For several decades, the city-state of Singapore has been an international anomaly, combining an advanced, open economy with restrictions on civil liberties and press freedom. Freedom from the Press analyses the republic’s media system, showing how it has been structured ”like the rest of the political framework” to provide maximum freedom of manœuvre for the People's Action Party (PAP) government.
Cherian George, born in Singapore in 1965, is a journalist-turned-academic who has written on Singapore politics for 30 years. After studying social and political sciences at Cambridge and journalism at Columbia, he spent the 1990s working at the Straits Times. He received his PhD in communication at Stanford in 2003 and is currently a professor of media studies at Hong Kong Baptist University.

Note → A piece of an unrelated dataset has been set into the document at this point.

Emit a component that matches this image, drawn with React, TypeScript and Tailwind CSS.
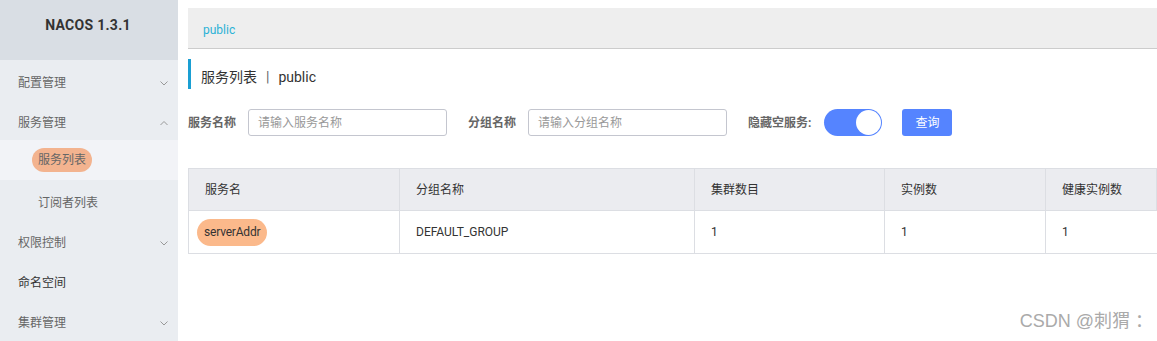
import React from 'react';

const font = { fontFamily: 'Roboto, "Noto Sans CJK SC", sans-serif' };

const Chevron: React.FC<{ up?: boolean }> = ({ up }) => (
  <svg width="10" height="10" viewBox="0 0 10 10" className="text-[#999]">
    <path d={up ? 'M1.5 7 L5 3.5 L8.5 7' : 'M1.5 3.5 L5 7 L8.5 3.5'} fill="none" stroke="currentColor" strokeWidth="1" />
  </svg>
);

const MenuItem: React.FC<{ label: string; chevron?: 'up' | 'down'; dark?: boolean }> = ({ label, chevron, dark }) => (
  <div className="h-10 shrink-0 flex items-center justify-between pl-[18px] pr-[9px]">
    <span className={`text-[12px] ${dark ? 'text-[#333]' : 'text-[#666]'}`}>{label}</span>
    {chevron && <Chevron up={chevron === 'up'} />}
  </div>
);

const cols = [
  { title: '服务名', w: 'w-[211px]' },
  { title: '分组名称', w: 'w-[295px]' },
  { title: '集群数目', w: 'w-[190px]' },
  { title: '实例数', w: 'w-[161px]' },
  { title: '健康实例数', w: 'flex-1' },
];

const App: React.FC = () => {
  return (
    <div className="w-[1157px] h-[341px] flex bg-white overflow-hidden relative" style={font}>
      <aside className="w-[178px] shrink-0 bg-[#eaedf1] flex flex-col overflow-hidden">
        <div className="h-[60px] shrink-0 bg-[#d9dee4] flex items-center justify-center pr-[2px] pb-[9px]">
          <span className="text-[14px] font-bold text-[#333] tracking-[0.3px]">NACOS 1.3.1</span>
        </div>
        <div className="h-[3px] shrink-0" />
        <MenuItem label="配置管理" chevron="down" />
        <MenuItem label="服务管理" chevron="up" />
        <div className="h-10 shrink-0 bg-[#f2f3f7] flex items-center pl-[32px] -mt-[3px]">
          <span className="text-[12px] text-[#666] bg-[#f3b38f] rounded-full px-[6px] h-[24px] leading-[24px]">服务列表</span>
        </div>
        <div className="h-[43px] shrink-0 flex items-center pl-[38px] pt-[3px]">
          <span className="text-[12px] text-[#666]">订阅者列表</span>
        </div>
        <MenuItem label="权限控制" chevron="down" />
        <MenuItem label="命名空间" dark />
        <MenuItem label="集群管理" chevron="down" />
      </aside>

      <main className="flex-1 pl-[10px] pt-[8px] flex flex-col">
        <div className="h-[41px] bg-[#eeeeee] border-b border-[#cccccc] flex items-center pl-[15px] pt-[3px]">
          <span className="text-[12px] text-[#2bb2d6]">public</span>
        </div>

        <div className="mt-[10px] h-[30px] border-l-[3px] border-[#1a9fd3] flex items-center pl-[10px] pt-[6px] text-[14px] text-[#333]">
          <span>服务列表</span>
          <span className="mx-[9px] text-[#666]">|</span>
          <span>public</span>
        </div>

        <div className="mt-[20px] h-[27px] flex items-center text-[12px]">
          <span className="font-bold text-[#666] w-[60px]">服务名称</span>
          <div className="w-[199px] h-[27px] border border-[#c4c6cf] rounded-[3px] flex items-center pl-[9px] text-[#999]">请输入服务名称</div>
          <span className="font-bold text-[#666] ml-[21px] w-[60px]">分组名称</span>
          <div className="w-[199px] h-[27px] border border-[#c4c6cf] rounded-[3px] flex items-center pl-[9px] text-[#999]">请输入分组名称</div>
          <span className="font-bold text-[#666] ml-[21px]">隐藏空服务:</span>
          <div className="ml-[13px] w-[58px] h-[27px] rounded-full bg-[#5584ff] relative">
            <div className="absolute right-[1px] top-[1px] w-[25px] h-[25px] rounded-full bg-white" />
          </div>
          <div className="ml-[20px] w-[50px] h-[27px] rounded-[3px] bg-[#5584ff] text-white flex items-center justify-center">查询</div>
        </div>

        <div className="mt-[32px] border-t border-l border-[#dcdee3] text-[12px] text-[#333]">
          <div className="flex h-[42px] bg-[#ebecf0] border-b border-[#dcdee3]">
            {cols.map((c) => (
              <div key={c.title} className={`${c.w} border-r border-[#dcdee3] flex items-center pl-[16px] pt-[1px] text-[#333]`}>
                {c.title}
              </div>
            ))}
          </div>
          <div className="flex h-[43px] border-b border-[#dcdee3]">
            <div className="w-[211px] border-r border-[#dcdee3] flex items-center pl-[8px]">
              <span className="bg-[#fbb98b] rounded-full px-[7px] h-[27px] leading-[27px] tracking-[-0.2px]">serverAddr</span>
            </div>
            <div className="w-[295px] border-r border-[#dcdee3] flex items-center pl-[16px]">DEFAULT_GROUP</div>
            <div className="w-[190px] border-r border-[#dcdee3] flex items-center pl-[16px]">1</div>
            <div className="w-[161px] border-r border-[#dcdee3] flex items-center pl-[16px]">1</div>
            <div className="flex-1 flex items-center pl-[16px]">1</div>
          </div>
        </div>
      </main>

      <div className="absolute right-[4px] bottom-[6px] text-[18px] text-[#aaa]" style={{ fontFamily: '"Liberation Sans", "Noto Sans CJK SC", sans-serif' }}>
        CSDN @刺猬 ：
      </div>
    </div>
  );
};

export default App;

An excellent read. It’s the middle of three books on Singapore by Cherian George which I have bought and am ploughing through this year: ‘Singapore: The Air-Conditioned Nation’(2000), ‘Freedom From the Press’(2012), and the latest one, ‘Singapore, Incomplete’(2017), which is next on my list. It is quite fascinating reading books by the same author with 5-10 years between them, reflecting on the way things are here. You get a sense of the author himself developing, alongside a history lesson with an engaging sense of immediacy. George offers careful analysis based on a vast collection of research and stories. I come away from his books with a strange mixture of fear and awe. The ‘calibrated coercion’ of PAP hegemony in Singapore is matched only by its sophistication and cleverness. I was particularly fascinated by the discussion of new media and how the internet has begun to change the game.
Comprehensive overview of the uniquely Singaporean media landscape from a media scholar and insider. Balanced and insightful. Strongly recommended for Singaporeans and press freedom scholars.